Ни к кому не обращаясь, Сабельников сказал:
— Человеку в жизни к настоящему его месту приставать следует.
И, сказав это, он задумался. Вот он дьячок местной церкви. И столько уж лет. Ему теперь пятьдесят шесть. Так, значит, всю жизнь на том и провековал. А ведь когда в подьяческой и певческой школе при Холмогорском архиерейском доме учился, первым учеником был. Ему эти мысли в голову часто и раньше приходили. И, когда сам себе говорил он: сыт, мол, обут, одет, жена и дети не по миру ходят, — будто успокаивался. Но, однако, ненадолго: червь начинал точить ему сердце, и понимал он, что не только такая, как его, жизнь и бывает…
Шубный же будто ещё нарочно разбередил рану:
— И по книгам ты умудрён, читал много книг, и умом суть проницать любишь.
— Что ж, помалу мудрствуем. Не грех.
В голосе Сабельникова слышалась скрытая досада. Посмотрев искоса на Шубного, он спросил его:
— Исповедуешь меня, что ли?
— А не только на исповеди правду говорить.
— О какой правде думаешь?
— О той, Семен Никитич, в которой человек, не боясь, сам себе признается. Самая большая правда.
— Ага! Ну-ка, прямо по ней, Иван Афанасьевич, теперь сам и признайся. Ты сам на своём месте ли? Достиг?
Шубный рассмеялся. Он смеялся долго и невесело.
— Эх, Семён, Семён. То ли ты, значит, больше преуспел, то ли я. И не разберёшь. Не тягаться нам промеж себя, стало быть, — чья удача боле и чья пересилит. В Михайле-то крепкая хватка. Многое может осилить. Но что?.. Однако стороною мы пошли. Давай про дело, с которым к тебе пришел. Беду-то от Михайлы не отвратить ли как?
— А беды Михайле не будет.
— Это почему же?
— Михайло по весне болел и у исповеди быть не мог. Вовсе не по нерадению случилось это.
— Болел? Что-то не припомню.
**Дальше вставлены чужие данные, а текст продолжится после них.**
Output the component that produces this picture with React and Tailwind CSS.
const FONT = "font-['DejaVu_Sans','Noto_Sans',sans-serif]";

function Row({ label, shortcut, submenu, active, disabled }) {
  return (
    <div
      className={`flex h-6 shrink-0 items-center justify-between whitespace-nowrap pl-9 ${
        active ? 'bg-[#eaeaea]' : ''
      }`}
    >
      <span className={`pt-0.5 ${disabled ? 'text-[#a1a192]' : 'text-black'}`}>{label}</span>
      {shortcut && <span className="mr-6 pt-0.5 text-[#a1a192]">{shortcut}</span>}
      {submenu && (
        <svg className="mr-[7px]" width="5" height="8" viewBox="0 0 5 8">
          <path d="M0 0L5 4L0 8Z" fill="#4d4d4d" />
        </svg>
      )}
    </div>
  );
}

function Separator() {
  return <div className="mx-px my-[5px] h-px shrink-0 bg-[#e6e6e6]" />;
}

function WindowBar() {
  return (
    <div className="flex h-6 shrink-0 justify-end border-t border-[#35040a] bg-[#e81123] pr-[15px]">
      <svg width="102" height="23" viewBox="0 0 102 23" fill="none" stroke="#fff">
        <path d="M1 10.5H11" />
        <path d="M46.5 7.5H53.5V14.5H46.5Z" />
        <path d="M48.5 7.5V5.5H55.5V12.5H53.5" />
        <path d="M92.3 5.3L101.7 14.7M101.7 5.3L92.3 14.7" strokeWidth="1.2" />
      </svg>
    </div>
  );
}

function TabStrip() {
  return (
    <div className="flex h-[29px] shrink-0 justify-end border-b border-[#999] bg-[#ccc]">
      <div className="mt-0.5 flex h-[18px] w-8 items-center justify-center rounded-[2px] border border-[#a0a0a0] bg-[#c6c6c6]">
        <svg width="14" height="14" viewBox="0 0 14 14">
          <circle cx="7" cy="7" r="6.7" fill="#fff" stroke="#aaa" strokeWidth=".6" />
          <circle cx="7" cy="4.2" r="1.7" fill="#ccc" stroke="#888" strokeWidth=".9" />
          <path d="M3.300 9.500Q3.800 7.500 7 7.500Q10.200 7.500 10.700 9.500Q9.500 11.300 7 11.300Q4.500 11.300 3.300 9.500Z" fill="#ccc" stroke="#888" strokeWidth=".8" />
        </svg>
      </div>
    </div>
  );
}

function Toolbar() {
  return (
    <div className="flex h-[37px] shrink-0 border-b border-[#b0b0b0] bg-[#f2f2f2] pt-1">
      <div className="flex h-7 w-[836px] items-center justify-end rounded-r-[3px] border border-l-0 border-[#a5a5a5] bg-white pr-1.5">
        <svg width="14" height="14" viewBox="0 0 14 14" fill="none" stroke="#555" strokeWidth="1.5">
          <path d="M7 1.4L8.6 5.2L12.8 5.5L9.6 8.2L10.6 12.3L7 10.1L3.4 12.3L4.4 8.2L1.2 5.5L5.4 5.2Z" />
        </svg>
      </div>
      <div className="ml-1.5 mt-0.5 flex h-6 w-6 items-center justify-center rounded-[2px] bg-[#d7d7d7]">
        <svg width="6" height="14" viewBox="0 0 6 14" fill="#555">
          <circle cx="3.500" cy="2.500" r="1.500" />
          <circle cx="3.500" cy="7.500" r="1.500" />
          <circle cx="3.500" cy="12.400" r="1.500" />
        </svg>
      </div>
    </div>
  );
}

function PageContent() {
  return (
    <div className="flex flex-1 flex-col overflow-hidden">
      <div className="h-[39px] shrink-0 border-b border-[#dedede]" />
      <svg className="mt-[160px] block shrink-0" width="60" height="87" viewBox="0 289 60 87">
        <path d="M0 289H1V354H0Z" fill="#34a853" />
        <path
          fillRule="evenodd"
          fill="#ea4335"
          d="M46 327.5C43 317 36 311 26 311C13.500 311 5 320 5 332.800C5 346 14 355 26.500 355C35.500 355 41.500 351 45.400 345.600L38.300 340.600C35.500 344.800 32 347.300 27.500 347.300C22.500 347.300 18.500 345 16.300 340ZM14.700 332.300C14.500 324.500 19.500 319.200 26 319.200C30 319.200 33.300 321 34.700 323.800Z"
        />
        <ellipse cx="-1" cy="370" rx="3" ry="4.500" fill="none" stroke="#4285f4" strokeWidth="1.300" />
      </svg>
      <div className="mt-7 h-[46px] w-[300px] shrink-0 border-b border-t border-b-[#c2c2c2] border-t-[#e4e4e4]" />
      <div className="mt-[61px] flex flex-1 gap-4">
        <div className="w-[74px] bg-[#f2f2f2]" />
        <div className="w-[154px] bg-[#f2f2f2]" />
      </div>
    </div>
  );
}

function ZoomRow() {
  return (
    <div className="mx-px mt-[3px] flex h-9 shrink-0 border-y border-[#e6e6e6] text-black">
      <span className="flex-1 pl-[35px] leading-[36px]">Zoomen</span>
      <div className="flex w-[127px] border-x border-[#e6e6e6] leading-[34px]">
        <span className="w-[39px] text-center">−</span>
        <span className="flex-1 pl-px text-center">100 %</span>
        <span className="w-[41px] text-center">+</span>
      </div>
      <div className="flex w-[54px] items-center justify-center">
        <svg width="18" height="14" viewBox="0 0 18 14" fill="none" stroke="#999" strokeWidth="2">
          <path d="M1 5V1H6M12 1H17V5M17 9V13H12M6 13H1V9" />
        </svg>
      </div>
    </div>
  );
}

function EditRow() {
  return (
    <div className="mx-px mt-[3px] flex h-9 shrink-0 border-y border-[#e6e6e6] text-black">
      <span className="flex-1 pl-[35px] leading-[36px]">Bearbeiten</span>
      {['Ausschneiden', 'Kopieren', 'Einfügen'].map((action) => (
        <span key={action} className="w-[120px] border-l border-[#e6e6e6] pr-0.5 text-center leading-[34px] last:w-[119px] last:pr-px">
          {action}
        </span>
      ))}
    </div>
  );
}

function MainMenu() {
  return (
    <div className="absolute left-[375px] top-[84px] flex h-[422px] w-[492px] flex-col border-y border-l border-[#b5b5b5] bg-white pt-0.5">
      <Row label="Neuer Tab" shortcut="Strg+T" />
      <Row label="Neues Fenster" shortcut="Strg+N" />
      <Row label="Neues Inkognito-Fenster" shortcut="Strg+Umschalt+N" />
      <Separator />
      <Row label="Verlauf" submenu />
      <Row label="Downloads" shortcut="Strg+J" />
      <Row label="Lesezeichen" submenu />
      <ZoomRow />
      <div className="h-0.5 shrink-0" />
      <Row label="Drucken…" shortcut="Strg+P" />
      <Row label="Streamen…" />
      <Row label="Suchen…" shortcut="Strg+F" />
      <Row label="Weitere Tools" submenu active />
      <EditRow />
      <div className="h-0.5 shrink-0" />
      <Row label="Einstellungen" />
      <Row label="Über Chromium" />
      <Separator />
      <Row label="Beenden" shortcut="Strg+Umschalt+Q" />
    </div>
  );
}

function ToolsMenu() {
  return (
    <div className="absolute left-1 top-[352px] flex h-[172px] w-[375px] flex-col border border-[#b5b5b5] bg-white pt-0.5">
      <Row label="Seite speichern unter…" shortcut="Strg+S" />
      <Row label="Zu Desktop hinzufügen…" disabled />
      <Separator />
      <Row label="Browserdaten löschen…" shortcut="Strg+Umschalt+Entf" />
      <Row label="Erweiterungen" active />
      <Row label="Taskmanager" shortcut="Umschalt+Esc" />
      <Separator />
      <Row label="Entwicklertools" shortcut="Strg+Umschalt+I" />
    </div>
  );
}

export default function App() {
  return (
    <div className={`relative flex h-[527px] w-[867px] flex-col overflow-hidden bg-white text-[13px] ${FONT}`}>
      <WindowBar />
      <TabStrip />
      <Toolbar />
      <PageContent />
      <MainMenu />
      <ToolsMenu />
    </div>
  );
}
Какой такой болезнью?
— Обыкновенной.
— И, значит, ходить не мог?
— Как же это ходить, ежели он как в огне горел?
— По соседству живу, — протянул Шубный.
— Да и я недалеко. Как в Холмогорах я был, где нужно о Михайлиной болезни и сказал. Делу и конец.
— У тебя, Семён Никитич, сколько душ? Всего семейства-то?
— Сам восьмой. А ты что?
— Просто так. Ежели от службы тебя отрешат, что, думаю, будет?